Even though disease severity diminished in time in this selected cohort, the number of patients with subnormal ACTH responses only slightly decreased and tended to relate to persistent or new occurrence of SIRS and culture-positive sepsis and coagulation disturbances (prolonged aPTT), in line with other investigators suggesting sepsis as the main risk factor for adrenal dysfunction of the critically ill [3,6,7,9-14,18,26-28]. The currently prospectively studied clinical risk factors in time closely agree with those retrospectively found by us before, even in longitudinal analysis [8,15]. This favors the idea that a low Δ cortisol in time is of clinical significance, rather than reflecting poor reproducibility of the ACTH test.

Adrenal injury after adrenal thrombosis or hemorrhage may underlie the association of dysfunction with coagulation disturbances (for aPTT with Δ cortisol as a continuous variable), as described in meningococcemia and the Waterhouse-Friderichsen syndrome, because other infections may also cause adrenal thrombosis, hemorrhage, and insufficiency [2,16,24,25]. Heparin treatment also is a well-known risk factor [24].

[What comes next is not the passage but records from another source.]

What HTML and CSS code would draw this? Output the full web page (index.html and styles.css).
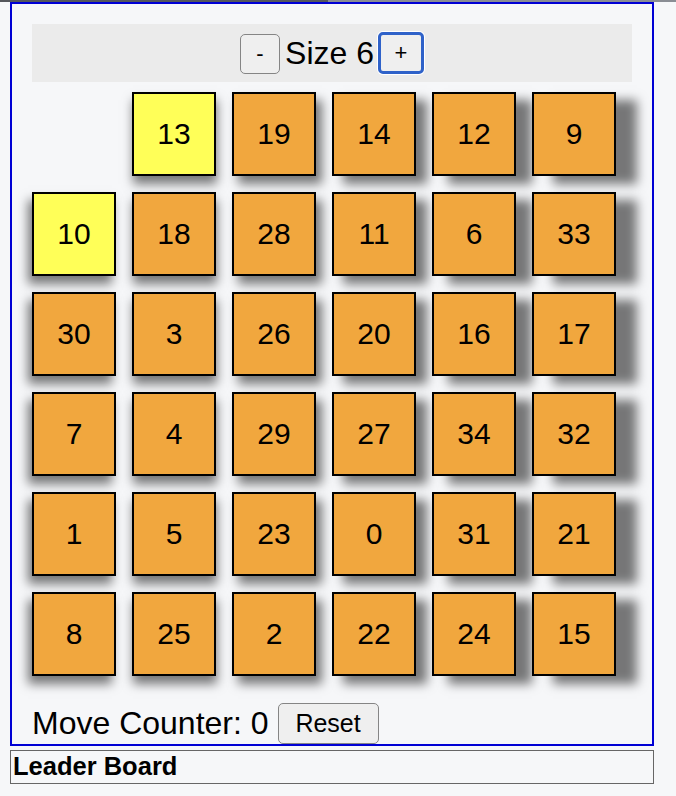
FILE: index.html
```html
<!DOCTYPE html>
<html>
<head>
<meta charset="utf-8">
<link rel="stylesheet" href="styles.css">
</head>
<body>
<div class="topbar"></div>
<div class="game">
  <div class="header">
    <button class="btn minus">-</button>
    <span class="size">Size 6</span>
    <button class="btn plus">+</button>
  </div>
  <div class="board">
    <div class="cell blank"></div>
    <div class="tile near c2">13</div>
    <div class="tile c3">19</div>
    <div class="tile c4">14</div>
    <div class="tile c5">12</div>
    <div class="tile c6">9</div>

    <div class="tile near c1">10</div>
    <div class="tile c2">18</div>
    <div class="tile c3">28</div>
    <div class="tile c4">11</div>
    <div class="tile c5">6</div>
    <div class="tile c6">33</div>

    <div class="tile c1">30</div>
    <div class="tile c2">3</div>
    <div class="tile c3">26</div>
    <div class="tile c4">20</div>
    <div class="tile c5">16</div>
    <div class="tile c6">17</div>

    <div class="tile c1">7</div>
    <div class="tile c2">4</div>
    <div class="tile c3">29</div>
    <div class="tile c4">27</div>
    <div class="tile c5">34</div>
    <div class="tile c6">32</div>

    <div class="tile c1">1</div>
    <div class="tile c2">5</div>
    <div class="tile c3">23</div>
    <div class="tile c4">0</div>
    <div class="tile c5">31</div>
    <div class="tile c6">21</div>

    <div class="tile c1">8</div>
    <div class="tile c2">25</div>
    <div class="tile c3">2</div>
    <div class="tile c4">22</div>
    <div class="tile c5">24</div>
    <div class="tile c6">15</div>
  </div>
  <div class="counter">
    <span class="count-text">Move Counter: 0</span>
    <button class="btn reset">Reset</button>
  </div>
</div>
<div class="leader">Leader Board</div>
</body>
</html>
```

FILE: styles.css
```css
html, body {
  margin: 0;
  padding: 0;
  background: #f6f7f9;
  font-family: "Liberation Sans", Arial, sans-serif;
  color: #000;
}

.topbar {
  height: 2px;
  background: linear-gradient(to right, #55575c 0, #55575c 328px, #8a8d94 328px, #8a8d94 100%);
}

.game {
  box-sizing: border-box;
  width: 644px;
  margin-left: 10px;
  border: 2px solid #0000d4;
  padding: 20px 20px 0 20px;
}

.header {
  height: 58px;
  background: #ebebeb;
  display: flex;
  align-items: center;
  justify-content: center;
}

.size {
  font-size: 32px;
  margin: 0 4px 0 5px;
  line-height: 40px;
}

.btn {
  box-sizing: border-box;
  font-family: "Liberation Sans", Arial, sans-serif;
  background: #efefef;
  border: 1.5px solid #858585;
  border-radius: 5px;
  color: #000;
  padding: 0;
  cursor: pointer;
}

.minus {
  width: 40px;
  height: 40px;
  font-size: 22px;
  margin-top: 1px;
}

.plus {
  width: 46px;
  height: 42px;
  font-size: 22px;
  border: 3px solid #2f62c9;
  box-shadow: 0 0 0 1px #ffffff;
}

.board {
  margin-top: 10px;
  display: grid;
  grid-template-columns: repeat(6, 84px);
  grid-auto-rows: 84px;
  gap: 16px;
}

.tile {
  box-sizing: border-box;
  width: 84px;
  height: 84px;
  border: 2px solid #000;
  background: #f1a73e;
  display: flex;
  align-items: center;
  justify-content: center;
  font-size: 30px;
}

.tile.near {
  background: #ffff58;
}

.c1 { box-shadow: -4px 8px 10px rgba(0, 0, 0, 0.52); }
.c2 { box-shadow: 1px 8px 10px rgba(0, 0, 0, 0.52); }
.c3 { box-shadow: 6px 8px 10px rgba(0, 0, 0, 0.52); }
.c4 { box-shadow: 11px 8px 10px rgba(0, 0, 0, 0.52); }
.c5 { box-shadow: 16px 8px 10px rgba(0, 0, 0, 0.52); }
.c6 { box-shadow: 21px 8px 10px rgba(0, 0, 0, 0.52); }

.counter {
  margin-top: 27px;
  height: 41px;
  display: flex;
  align-items: center;
}

.count-text {
  font-size: 32px;
  line-height: 41px;
  margin-left: 0;
}

.reset {
  margin-left: 9px;
  width: 101px;
  height: 41px;
  font-size: 25px;
}

.leader {
  box-sizing: border-box;
  width: 644px;
  height: 34px;
  margin: 4px 0 0 10px;
  border: 1px solid #666;
  font-weight: bold;
  font-size: 25.5px;
  line-height: 31px;
  padding-left: 2px;
}
```
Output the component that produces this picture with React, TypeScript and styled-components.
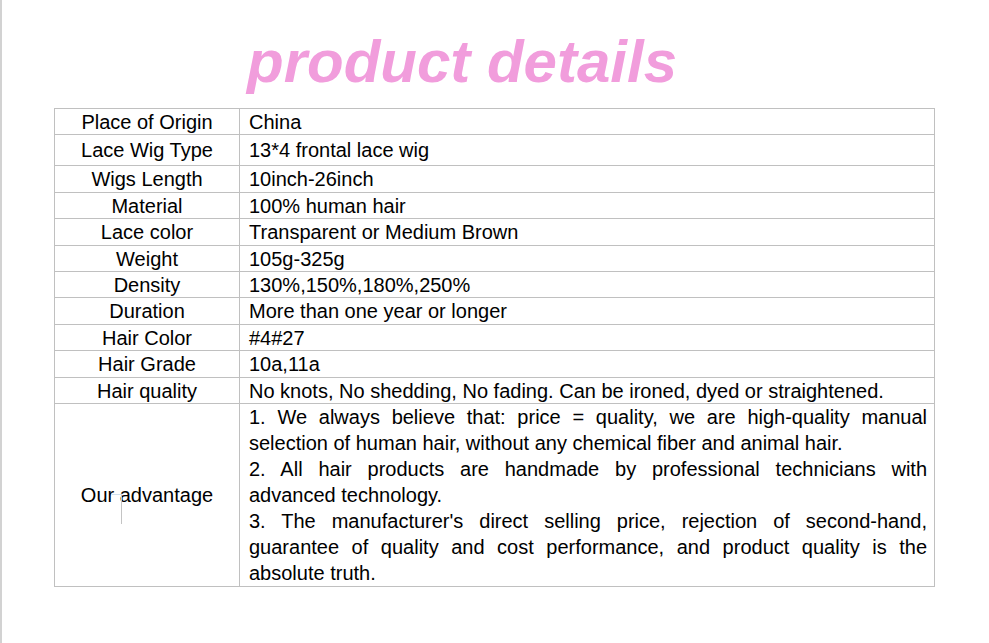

The observed endocrine results did not bear any relation to mortality in the current study (as opposed to previous ones [1,3,7,8,10,12,13,15,27]), which may be explained by patient selection of acute-phase survivors allowing repeated ACTH testing within 3 weeks, on the average, by virtue of study design. Together with the exclusion of etomidate-treated patients, this selection may also explain the relatively low frequency of adrenal dysfunction of about 30% in our patients, whereas adrenal insufficiency may occur in up to 60% of those with septic shock [6-8,10-12,14,15,18,27]. Finally, we did not know or evaluate the potentially interfering phenomenon of steroid resistance in critical illness [30].

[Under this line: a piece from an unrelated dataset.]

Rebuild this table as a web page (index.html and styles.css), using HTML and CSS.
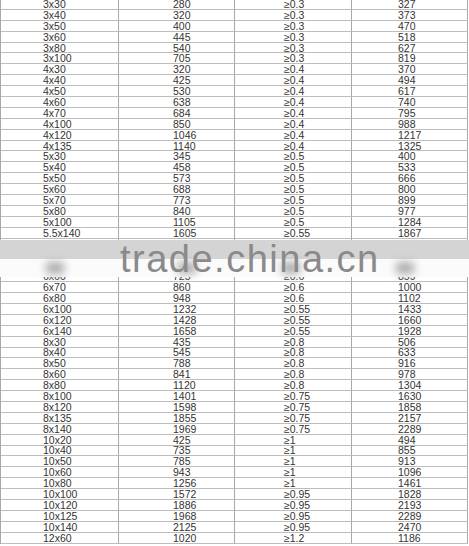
FILE: index.html
```html
<!DOCTYPE html>
<html>
<head>
<meta charset="utf-8">
<link rel="stylesheet" href="styles.css">
</head>
<body>
<div class="page">
  <div class="tbl">
    <div class="c">3x30</div><div class="c">280</div><div class="c">≥0.3</div><div class="c">327</div>
    <div class="c">3x40</div><div class="c">320</div><div class="c">≥0.3</div><div class="c">373</div>
    <div class="c">3x50</div><div class="c">400</div><div class="c">≥0.3</div><div class="c">470</div>
    <div class="c">3x60</div><div class="c">445</div><div class="c">≥0.3</div><div class="c">518</div>
    <div class="c">3x80</div><div class="c">540</div><div class="c">≥0.3</div><div class="c">627</div>
    <div class="c">3x100</div><div class="c">705</div><div class="c">≥0.3</div><div class="c">819</div>
    <div class="c">4x30</div><div class="c">320</div><div class="c">≥0.4</div><div class="c">370</div>
    <div class="c">4x40</div><div class="c">425</div><div class="c">≥0.4</div><div class="c">494</div>
    <div class="c">4x50</div><div class="c">530</div><div class="c">≥0.4</div><div class="c">617</div>
    <div class="c">4x60</div><div class="c">638</div><div class="c">≥0.4</div><div class="c">740</div>
    <div class="c">4x70</div><div class="c">684</div><div class="c">≥0.4</div><div class="c">795</div>
    <div class="c">4x100</div><div class="c">850</div><div class="c">≥0.4</div><div class="c">988</div>
    <div class="c">4x120</div><div class="c">1046</div><div class="c">≥0.4</div><div class="c">1217</div>
    <div class="c">4x135</div><div class="c">1140</div><div class="c">≥0.4</div><div class="c">1325</div>
    <div class="c">5x30</div><div class="c">345</div><div class="c">≥0.5</div><div class="c">400</div>
    <div class="c">5x40</div><div class="c">458</div><div class="c">≥0.5</div><div class="c">533</div>
    <div class="c">5x50</div><div class="c">573</div><div class="c">≥0.5</div><div class="c">666</div>
    <div class="c">5x60</div><div class="c">688</div><div class="c">≥0.5</div><div class="c">800</div>
    <div class="c">5x70</div><div class="c">773</div><div class="c">≥0.5</div><div class="c">899</div>
    <div class="c">5x80</div><div class="c">840</div><div class="c">≥0.5</div><div class="c">977</div>
    <div class="c">5x100</div><div class="c">1105</div><div class="c">≥0.5</div><div class="c">1284</div>
    <div class="c">5.5x140</div><div class="c">1605</div><div class="c">≥0.55</div><div class="c">1867</div>
    <div class="c"></div><div class="c"></div><div class="c"></div><div class="c"></div>
    <div class="c"></div><div class="c"></div><div class="c"></div><div class="c"></div>
    <div class="c"></div><div class="c"></div><div class="c"></div><div class="c"></div>
    <div class="c">6x60</div><div class="c">725</div><div class="c">≥0.6</div><div class="c">859</div>
    <div class="c">6x70</div><div class="c">860</div><div class="c">≥0.6</div><div class="c">1000</div>
    <div class="c">6x80</div><div class="c">948</div><div class="c">≥0.6</div><div class="c">1102</div>
    <div class="c">6x100</div><div class="c">1232</div><div class="c">≥0.55</div><div class="c">1433</div>
    <div class="c">6x120</div><div class="c">1428</div><div class="c">≥0.55</div><div class="c">1660</div>
    <div class="c">6x140</div><div class="c">1658</div><div class="c">≥0.55</div><div class="c">1928</div>
    <div class="c">8x30</div><div class="c">435</div><div class="c">≥0.8</div><div class="c">506</div>
    <div class="c">8x40</div><div class="c">545</div><div class="c">≥0.8</div><div class="c">633</div>
    <div class="c">8x50</div><div class="c">788</div><div class="c">≥0.8</div><div class="c">916</div>
    <div class="c">8x60</div><div class="c">841</div><div class="c">≥0.8</div><div class="c">978</div>
    <div class="c">8x80</div><div class="c">1120</div><div class="c">≥0.8</div><div class="c">1304</div>
    <div class="c">8x100</div><div class="c">1401</div><div class="c">≥0.75</div><div class="c">1630</div>
    <div class="c">8x120</div><div class="c">1598</div><div class="c">≥0.75</div><div class="c">1858</div>
    <div class="c">8x135</div><div class="c">1855</div><div class="c">≥0.75</div><div class="c">2157</div>
    <div class="c">8x140</div><div class="c">1969</div><div class="c">≥0.75</div><div class="c">2289</div>
    <div class="c">10x20</div><div class="c">425</div><div class="c">≥1</div><div class="c">494</div>
    <div class="c">10x40</div><div class="c">735</div><div class="c">≥1</div><div class="c">855</div>
    <div class="c">10x50</div><div class="c">785</div><div class="c">≥1</div><div class="c">913</div>
    <div class="c">10x60</div><div class="c">943</div><div class="c">≥1</div><div class="c">1096</div>
    <div class="c">10x80</div><div class="c">1256</div><div class="c">≥1</div><div class="c">1461</div>
    <div class="c">10x100</div><div class="c">1572</div><div class="c">≥0.95</div><div class="c">1828</div>
    <div class="c">10x120</div><div class="c">1886</div><div class="c">≥0.95</div><div class="c">2193</div>
    <div class="c">10x125</div><div class="c">1968</div><div class="c">≥0.95</div><div class="c">2289</div>
    <div class="c">10x140</div><div class="c">2125</div><div class="c">≥0.95</div><div class="c">2470</div>
    <div class="c">12x60</div><div class="c">1020</div><div class="c">≥1.2</div><div class="c">1186</div>
  </div>
  <div class="mark">
    <div class="band"></div>
    <div class="fade">
      <span class="smudge s1"></span>
      <span class="smudge s2"></span>
      <span class="smudge s3"></span>
      <span class="smudge s4"></span>
    </div>
    <div class="wm">trade.china.cn</div>
  </div>
</div>
</body>
</html>
```

FILE: styles.css
```css
html, body {
  margin: 0;
  padding: 0;
  background: #fff;
}

.page {
  position: relative;
  width: 469px;
  height: 546px;
  overflow: hidden;
}

.tbl {
  margin-top: -1px;
  display: grid;
  grid-template-columns: 118px 116px 117px 116px;
  grid-auto-rows: 10.9px;
  width: 468px;
  border-left: 1px solid #a9a9a9;
  font-family: "Liberation Sans", Arial, sans-serif;
  font-size: 10.5px;
  color: #333;
}

.c {
  box-sizing: border-box;
  display: flex;
  align-items: center;
  border-right: 1px solid #a9a9a9;
  border-bottom: 1px solid #bdbdbd;
  line-height: 10px;
  white-space: nowrap;
  overflow: hidden;
}

.c:nth-child(4n+1) { padding-left: 42px; }
.c:nth-child(4n+2) { padding-left: 54px; }
.c:nth-child(4n+3) { padding-left: 49px; }
.c:nth-child(4n+4) { padding-left: 46px; }

.mark {
  position: absolute;
  left: 0;
  top: 240px;
  width: 469px;
  height: 37px;
}

.band {
  height: 19px;
  background: #d4d4d4;
}

.fade {
  position: relative;
  height: 18px;
  background: #fbfbfb;
}

.smudge {
  position: absolute;
  top: 3px;
  width: 18px;
  height: 12px;
  background: #adadad;
  filter: blur(4px);
}

.s1 { left: 46px; }
.s2 { left: 178px; }
.s3 { left: 282px; }
.s4 { left: 396px; }

.wm {
  position: absolute;
  left: 120px;
  top: 0;
  font-family: "Liberation Sans", Arial, sans-serif;
  font-size: 38px;
  line-height: 38px;
  letter-spacing: 1.5px;
  color: #8a8a8a;
  white-space: nowrap;
}
```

Our study has several limitations. First, we did not routinely measure cortisol metabolism or tissue effects in our patients because this requires elaborate techniques [8]. The patients studied are a selection because we wanted to evaluate repeated ACTH tests in various stages of disease.

Conclusions

Our data in a large cohort of critically ill patients with follow-up ACTH testing suggest that, even though the HPA axis is activated during critical illness and recovery from the acute phase, diminished adrenal ACTH sensitivity predicts a low increase of cortisol to exogenous ACTH, suggesting adrenal dysfunction irrespective of stage of disease. The data further suggest a role of disease severity and culture-positive sepsis. The implications for treatment by corticosteroids remain unanswered by our study. Our study may nevertheless imply imaging the adrenals to look for hemorrhage or thrombosis in future studies on sepsis-induced adrenal dysfunction to help in deciding on corticosteroids.

Key messages

  • Even though the pituitary-adrenal axis is activated after stress in the course of critical illness, diminished adrenal sensitivity for endogenous ACTH is associated with a low increase of cortisol to exogenous ACTH.

  • Diminished adrenal sensitivity to endogenous and exogenous ACTH suggests adrenal dysfunction.

  • The data further suggest a role of disease severity and culture-positive sepsis in the adrenal dysfunction and insufficiency of the critically ill.